The financial services industry has profited handsomely from the conversion of traditional pensions to 401(k) private accounts since 1981. But it, like the health insurers, knows that the profitable system is running into public opposition as it has become clear that many are uncovered by workplace plans, and that those with 401(k)s are not getting the retirement incomes they assumed would be forthcoming.

Retirement reform is thus creeping on to the Washington agenda and the financial services industry wants to make sure that such reforms, if they occur, do not harm its bottom line.

If the type of health care reform we had received would have been solely dictated by what was most effective, we would have, as the wonks knew, received a single-payer system rather than the ACA.

If we want the most effective retirement reform -- one that covers the entire working population and ensures for retirees preservation of their preretirement standards of living -- we would have an expanded Social Security. It is the approach that wins hands down over 401(k)s in maximizing coverage and return on contributions.

According to former Treasury Secretary Lawrence Summers, no wild-eyed progressive reformer even by Washington standards, "Social Security is effective, in large part because it is efficient. More than 99 cents are paid in benefits by Social Security for every dollar that is paid in by workers and employers. Few, if any, private systems -- anywhere in the world -- come close to matching this efficiency."

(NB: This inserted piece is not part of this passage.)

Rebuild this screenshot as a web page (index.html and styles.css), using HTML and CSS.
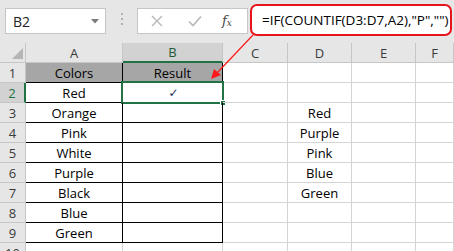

But the legislative strategists know that the financial services industry will not stand for such a reform if it diverts retirement savings from Wall Street to government control. Hence many, even liberal, legislators are quick to publicly justify reforms as being based on "privately managed" plans. It's an assurance bordering on a request for permission addressed more to the financial services industry than the public.

So, if you thought the ACA did the job, you will probably think that these "privately managed" retirement plans will do so also.

If you didn't, you should support those legislators who are courageous enough to craft and support retirement reform bills that put the priority on retirement security rather than drumming up new business for the financial services industry.